• _SUPPLIED INFORMATION_:

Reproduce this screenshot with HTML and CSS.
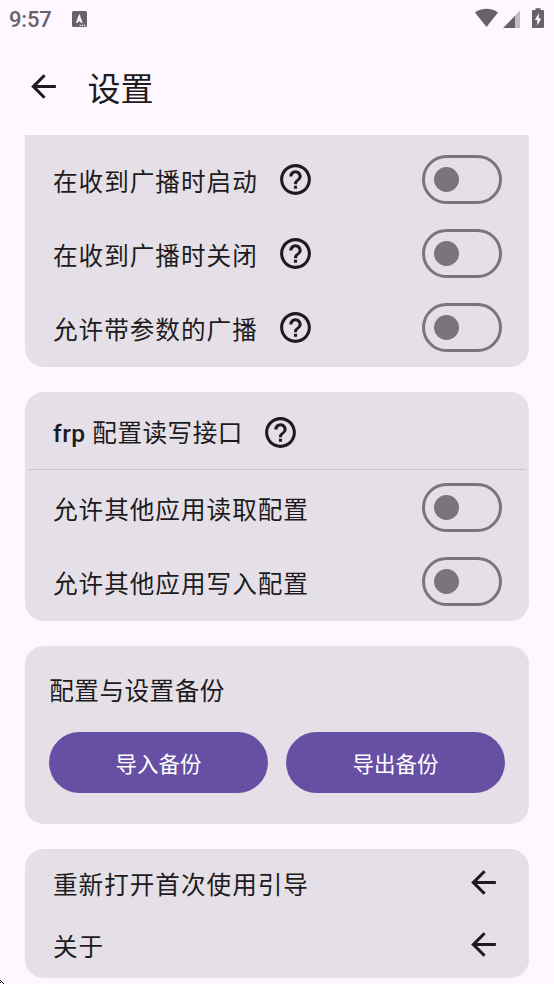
FILE: index.html
```html
<!DOCTYPE html>
<html lang="zh-CN">
<head>
<meta charset="utf-8">
<title>设置</title>
<link rel="stylesheet" href="styles.css">
</head>
<body>
<svg class="defs" width="0" height="0">
  <symbol id="back" viewBox="0 0 24 24"><path d="M20 11H7.83l5.59-5.59L12 4l-8 8 8 8 1.41-1.41L7.83 13H20z"/></symbol>
  <symbol id="help" viewBox="0 0 24 24"><path d="M11 18h2v-2h-2v2zm1-16C6.48 2 2 6.48 2 12s4.480 10 10 10 10-4.480 10-10S17.520 2 12 2zm0 18c-4.410 0-8-3.590-8-8s3.590-8 8-8 8 3.590 8 8-3.590 8-8 8zm0-14c-2.210 0-4 1.790-4 4h2c0-1.100.9-2 2-2s2 .9 2 2c0 2-3 1.750-3 5h2c0-2.250 3-2.500 3-5 0-2.210-1.790-4-4-4z"/></symbol>
</svg>
<div class="status">
  <span class="time">9:57</span>
  <svg class="ime" width="15" height="17" viewBox="0 0 15 17"><rect width="15" height="16" rx="1.500" fill="#666268"/><path d="M4.200 11.500 7.300 3.300l3.100 8.200H8.600L8.100 10H6.500L6 11.500zM6.900 8.600h.8L7.300 7z" fill="#fef7ff" stroke="#fef7ff" stroke-width=".4"/><path d="M7.500 14.300h1.300m.9 0H11m.9 0h1.300" stroke="#fef7ff" stroke-width="1.200"/></svg>
  <svg class="signals" width="72" height="22" viewBox="0 0 72 22"><g fill="#666268"><path d="M1 4.500C7.500-.4 17.500-.4 24 4.500L12.500 19z"/><path d="M29 20 41 7.800V20z"/><path d="M41 7.800 46 2.500V20h-5z" opacity=".4"/><path d="M61.500 .2h5V2H69q1 0 1 1v16q0 1-1 1H59q-1 0-1-1V3q0-1 1-1h2.500z"/></g><path d="M65 5 60.800 12h2.500V17.500l4-7h-2.600z" fill="#fef7ff"/></svg>
</div>
<header class="appbar"><svg class="icon"><use href="#back"/></svg><h1>设置</h1></header>
<main>
  <section class="card broadcast">
    <div class="row"><span>在收到广播时启动</span><svg class="icon"><use href="#help"/></svg><i class="switch"></i></div>
    <div class="row"><span>在收到广播时关闭</span><svg class="icon"><use href="#help"/></svg><i class="switch"></i></div>
    <div class="row"><span>允许带参数的广播</span><svg class="icon"><use href="#help"/></svg><i class="switch"></i></div>
  </section>
  <section class="card access">
    <div class="row heading"><span><b>frp</b> 配置读写接口</span><svg class="icon"><use href="#help"/></svg></div>
    <div class="row"><span>允许其他应用读取配置</span><i class="switch"></i></div>
    <div class="row"><span>允许其他应用写入配置</span><i class="switch"></i></div>
  </section>
  <section class="card backup">
    <h2>配置与设置备份</h2>
    <div class="buttons"><button>导入备份</button><button>导出备份</button></div>
  </section>
  <section class="card links">
    <div class="row"><span>重新打开首次使用引导</span><svg class="icon"><use href="#back"/></svg></div>
    <div class="row"><span>关于</span><svg class="icon"><use href="#back"/></svg></div>
  </section>
</main>
<svg class="corner" width="4" height="4" viewBox="0 0 4 4"><path d="M0 0h1v1H0zM1 1h1v1H1zM2 2h1v1H2zM3 3h1v1H3zM0 2h1v1H0z"/></svg>
</body>
</html>
```
FILE: styles.css
```css
* { box-sizing: border-box; }
body {
  margin: 0;
  height: 984px;
  overflow: hidden;
  position: relative;
  background: #fef7ff;
  color: #1d1b20;
  font-family: Roboto, "Noto Sans CJK SC", sans-serif;
}
.defs { position: absolute; }
.status { height: 37px; display: flex; align-items: flex-start; padding: 0 8px 0 9px; color: #666268; }
.time { width: 63px; font-size: 22px; line-height: 39px; font-weight: 500; letter-spacing: -.2px; }
.ime { margin-top: 11px; }
.signals { margin: 8px 0 0 auto; }
.appbar { height: 98px; display: flex; align-items: center; padding-left: 24.6px; }
.appbar h1 { margin: 7px 0 0 26px; font-size: 33px; line-height: 44px; font-weight: 400; }
.icon { width: 37px; height: 37px; fill: #1d1b20; flex: none; }
main { padding: 0 24.6px; display: flex; flex-direction: column; gap: 24.6px; }
.card { background: #e5e0e7; border-radius: 18.5px; }
.broadcast { height: 232px; margin-bottom: .5px; border-radius: 0 0 18.5px 18.5px; padding-top: 8px; }
.access { height: 229px; }
.backup { height: 178.5px; padding: 27px 24.6px 0; }
.links { height: 129px; padding-top: 3px; }
.row { height: 73.8px; padding: 0 27.5px 0 28.4px; display: flex; align-items: center; font-size: 24.6px; letter-spacing: 1px; }
.row span { line-height: 36px; padding-top: 7px; }
.row .icon { margin-left: 19px; }
.heading { height: 77.8px; margin: 0 3px .8px; padding: 4px 24.5px 0 25.4px; border-bottom: 1.5px solid #cac4d0; letter-spacing: .5px; }
.heading span { padding-top: 4px; }
.heading b { font-weight: 500; }
.switch { margin-left: auto; width: 80px; height: 49px; border: 3px solid #79747e; border-radius: 25px; display: flex; align-items: center; padding-left: 9px; }
.switch::before { content: ""; width: 25px; height: 25px; border-radius: 50%; background: #79747e; }
h2 { margin: 0; font-size: 24.6px; line-height: 38px; font-weight: 400; letter-spacing: .5px; }
.buttons { display: flex; gap: 18.5px; margin-top: 21px; }
button { flex: 1; height: 61.5px; border: 0; border-radius: 31px; padding: 5px 0 0; background: #6750a4; color: #fff; font: 400 21.5px/32px Roboto, "Noto Sans CJK SC", sans-serif; }
.links .row { height: 61.5px; }
.links .icon { margin-left: auto; }
.corner { position: absolute; left: 0; bottom: 0; }
```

• _WHAT THIS TASK INVOLVES_: Leave out the pictures and reproduce the rest of the listing exactly.

• _WRITTEN RESPONSE_:
Reproduce this screenshot with HTML and CSS.
FILE: index.html
```html
<!DOCTYPE html>
<html lang="zh-CN">
<head>
<meta charset="utf-8">
<title>设置</title>
<link rel="stylesheet" href="styles.css">
</head>
<body>
<svg class="defs" width="0" height="0">
  <symbol id="back" viewBox="0 0 24 24"><path d="M20 11H7.83l5.59-5.59L12 4l-8 8 8 8 1.41-1.41L7.83 13H20z"/></symbol>
  <symbol id="help" viewBox="0 0 24 24"><path d="M11 18h2v-2h-2v2zm1-16C6.48 2 2 6.48 2 12s4.480 10 10 10 10-4.480 10-10S17.520 2 12 2zm0 18c-4.410 0-8-3.590-8-8s3.590-8 8-8 8 3.590 8 8-3.590 8-8 8zm0-14c-2.210 0-4 1.790-4 4h2c0-1.100.9-2 2-2s2 .9 2 2c0 2-3 1.750-3 5h2c0-2.250 3-2.500 3-5 0-2.210-1.790-4-4-4z"/></symbol>
</svg>
<div class="status">
  <span class="time">9:57</span>
  <svg class="ime" width="15" height="17" viewBox="0 0 15 17"><rect width="15" height="16" rx="1.500" fill="#666268"/><path d="M4.200 11.500 7.300 3.300l3.100 8.200H8.600L8.100 10H6.500L6 11.500zM6.900 8.600h.8L7.300 7z" fill="#fef7ff" stroke="#fef7ff" stroke-width=".4"/><path d="M7.500 14.300h1.300m.9 0H11m.9 0h1.300" stroke="#fef7ff" stroke-width="1.200"/></svg>
  <svg class="signals" width="72" height="22" viewBox="0 0 72 22"><g fill="#666268"><path d="M1 4.500C7.500-.4 17.500-.4 24 4.500L12.500 19z"/><path d="M29 20 41 7.800V20z"/><path d="M41 7.800 46 2.500V20h-5z" opacity=".4"/><path d="M61.500 .2h5V2H69q1 0 1 1v16q0 1-1 1H59q-1 0-1-1V3q0-1 1-1h2.500z"/></g><path d="M65 5 60.800 12h2.500V17.500l4-7h-2.600z" fill="#fef7ff"/></svg>
</div>
<header class="appbar"><svg class="icon"><use href="#back"/></svg><h1>设置</h1></header>
<main>
  <section class="card broadcast">
    <div class="row"><span>在收到广播时启动</span><svg class="icon"><use href="#help"/></svg><i class="switch"></i></div>
    <div class="row"><span>在收到广播时关闭</span><svg class="icon"><use href="#help"/></svg><i class="switch"></i></div>
    <div class="row"><span>允许带参数的广播</span><svg class="icon"><use href="#help"/></svg><i class="switch"></i></div>
  </section>
  <section class="card access">
    <div class="row heading"><span><b>frp</b> 配置读写接口</span><svg class="icon"><use href="#help"/></svg></div>
    <div class="row"><span>允许其他应用读取配置</span><i class="switch"></i></div>
    <div class="row"><span>允许其他应用写入配置</span><i class="switch"></i></div>
  </section>
  <section class="card backup">
    <h2>配置与设置备份</h2>
    <div class="buttons"><button>导入备份</button><button>导出备份</button></div>
  </section>
  <section class="card links">
    <div class="row"><span>重新打开首次使用引导</span><svg class="icon"><use href="#back"/></svg></div>
    <div class="row"><span>关于</span><svg class="icon"><use href="#back"/></svg></div>
  </section>
</main>
<svg class="corner" width="4" height="4" viewBox="0 0 4 4"><path d="M0 0h1v1H0zM1 1h1v1H1zM2 2h1v1H2zM3 3h1v1H3zM0 2h1v1H0z"/></svg>
</body>
</html>
```
FILE: styles.css
```css
* { box-sizing: border-box; }
body {
  margin: 0;
  height: 984px;
  overflow: hidden;
  position: relative;
  background: #fef7ff;
  color: #1d1b20;
  font-family: Roboto, "Noto Sans CJK SC", sans-serif;
}
.defs { position: absolute; }
.status { height: 37px; display: flex; align-items: flex-start; padding: 0 8px 0 9px; color: #666268; }
.time { width: 63px; font-size: 22px; line-height: 39px; font-weight: 500; letter-spacing: -.2px; }
.ime { margin-top: 11px; }
.signals { margin: 8px 0 0 auto; }
.appbar { height: 98px; display: flex; align-items: center; padding-left: 24.6px; }
.appbar h1 { margin: 7px 0 0 26px; font-size: 33px; line-height: 44px; font-weight: 400; }
.icon { width: 37px; height: 37px; fill: #1d1b20; flex: none; }
main { padding: 0 24.6px; display: flex; flex-direction: column; gap: 24.6px; }
.card { background: #e5e0e7; border-radius: 18.5px; }
.broadcast { height: 232px; margin-bottom: .5px; border-radius: 0 0 18.5px 18.5px; padding-top: 8px; }
.access { height: 229px; }
.backup { height: 178.5px; padding: 27px 24.6px 0; }
.links { height: 129px; padding-top: 3px; }
.row { height: 73.8px; padding: 0 27.5px 0 28.4px; display: flex; align-items: center; font-size: 24.6px; letter-spacing: 1px; }
.row span { line-height: 36px; padding-top: 7px; }
.row .icon { margin-left: 19px; }
.heading { height: 77.8px; margin: 0 3px .8px; padding: 4px 24.5px 0 25.4px; border-bottom: 1.5px solid #cac4d0; letter-spacing: .5px; }
.heading span { padding-top: 4px; }
.heading b { font-weight: 500; }
.switch { margin-left: auto; width: 80px; height: 49px; border: 3px solid #79747e; border-radius: 25px; display: flex; align-items: center; padding-left: 9px; }
.switch::before { content: ""; width: 25px; height: 25px; border-radius: 50%; background: #79747e; }
h2 { margin: 0; font-size: 24.6px; line-height: 38px; font-weight: 400; letter-spacing: .5px; }
.buttons { display: flex; gap: 18.5px; margin-top: 21px; }
button { flex: 1; height: 61.5px; border: 0; border-radius: 31px; padding: 5px 0 0; background: #6750a4; color: #fff; font: 400 21.5px/32px Roboto, "Noto Sans CJK SC", sans-serif; }
.links .row { height: 61.5px; }
.links .icon { margin-left: auto; }
.corner { position: absolute; left: 0; bottom: 0; }
```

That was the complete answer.